Nesses tempos de telemedicina, que exclui o
atendimento presencial; quando os testes e resultados laboratoriais
substituem os exames clínicos e a conversa entre médico e paciente
passou a ser meramente protocolar, iniciando pelo tipo
do plano de saúde do portador, ele fazia toda a diferença.
Quem entrava em seu modesto consultório anexo
ao Hospital Samaritano, encontrava um profissional vestido em seu
jaleco branco, com estetoscópio ao pescoço, disposto a atender e a ouvir
seres humanos. A conversa era longa: para chegar
a um diagnóstico e prescrever dietas e medicamentos, ele tinha
necessidade de conhecer o indivíduo, saber dos seus hábitos e conferir os sintomas de quem decidira
procurá-lo para pedir ajuda.
Era um homem simples. Voltado para o seu
trabalho. Para seus estudos e pesquisas. Dedicado a encontrar soluções
para curar ou, pelo menos,
amenizar dores e angústias do paciente. Não media ninguém pela conta bancária
ou pela posição social.

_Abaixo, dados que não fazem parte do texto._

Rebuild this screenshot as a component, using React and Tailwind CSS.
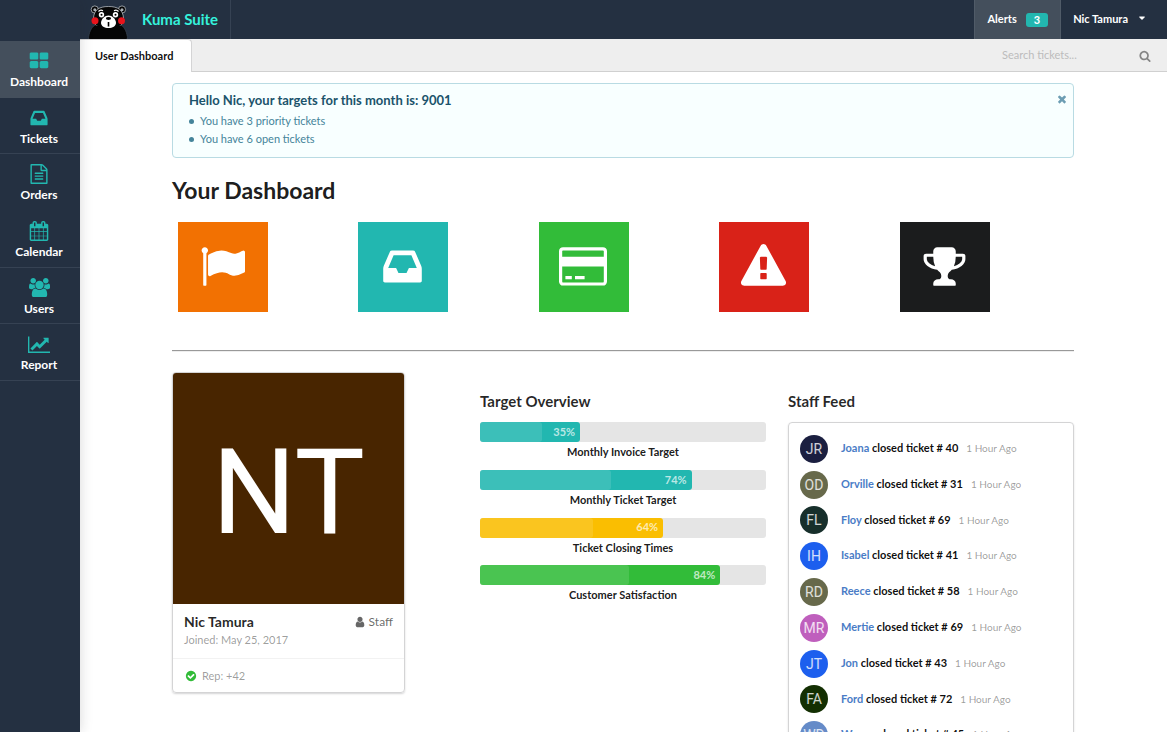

Tratava a todos com o mesmo carinho e atenção,
com o mesmo empenho e dedicação que o
fazia percorrer, diariamente, às primeiras horas da manhã, os corredores
do seu hospital para visitar, um a um, todos aqueles que estavam ali,
internados, na enfermaria ou nas suítes especiais esperando
a palavra do seu anjo da guarda Recebi a sua amizade como herança. Um presente de Deus que caiu em minhas mãos desde que cheguei a João Pessoa,
em meados dos anos 70.
Era ele o médico da família, o doutor Marco Aurélio Barros, um nome que
era lembrado com profundo respeito e confiança sempre que
procurávamos tratamento para problemas
de saúde.
Foi médico da minha avó, dona Maria das Neves, e de todas as suas filhas, incluindo a minha mãe,
a quem assistiu até os últimos
momentos. Com paciência beneditina, cuidou do meu pai , que só ficava
satisfeito quando ouvia a sua palavra e os seus conselhos. E também de
mim, nas diversas situações em que necessitei da
sua presença e dos seus inestimáveis serviços.
Ao longo de todo esse tempo, tornamo-nos
grandes amigos e descobrimos muitas afinidades, a começar pela
sensibilidade e pelo fascínio em relação à palavra escrita.
Acompanhava toda a minha produção na Imprensa, a partir da minha
coluna, desde os tempos de O Norte até os textos de hoje que publico aqui, em A União.
Incentivava-me e
impulsionava com sua leitura crítica, generosa e estimulante. E comemorou o meu ingresso na Academia Paraibana de Letras.
Quando ultrapassou a barreira dos 80 anos, decidi inverter as posições : passei a perguntar sobre a sua saúde, se estava tomando os seus remédios
e se cuidando , especialmente agora,
diante da pandemia do coronavírus. “Deixei de ser seu paciente. Agora sou o seu médico”, lhe dizia sempre, preocupado em preservar
os anos que gostaria e precisaria de tê-lo ao meu lado.
Chegou, porém, o
momento do desenlace, da ruptura, da despedida de um homem que se
tornou absolutamente indispensável, com quem eu me consultava, me
aconselhava, me abastecia e me enchia de confiança.
Um especialista em seres humanos.
Foi embora o último samaritano. O escritor
Ascendino Leite, paraibano de rara sensibilidade, dizia que “morrer é
voltar para casa”.
Deus o está recebendo de volta ao lugar que sempre lhe pertenceu.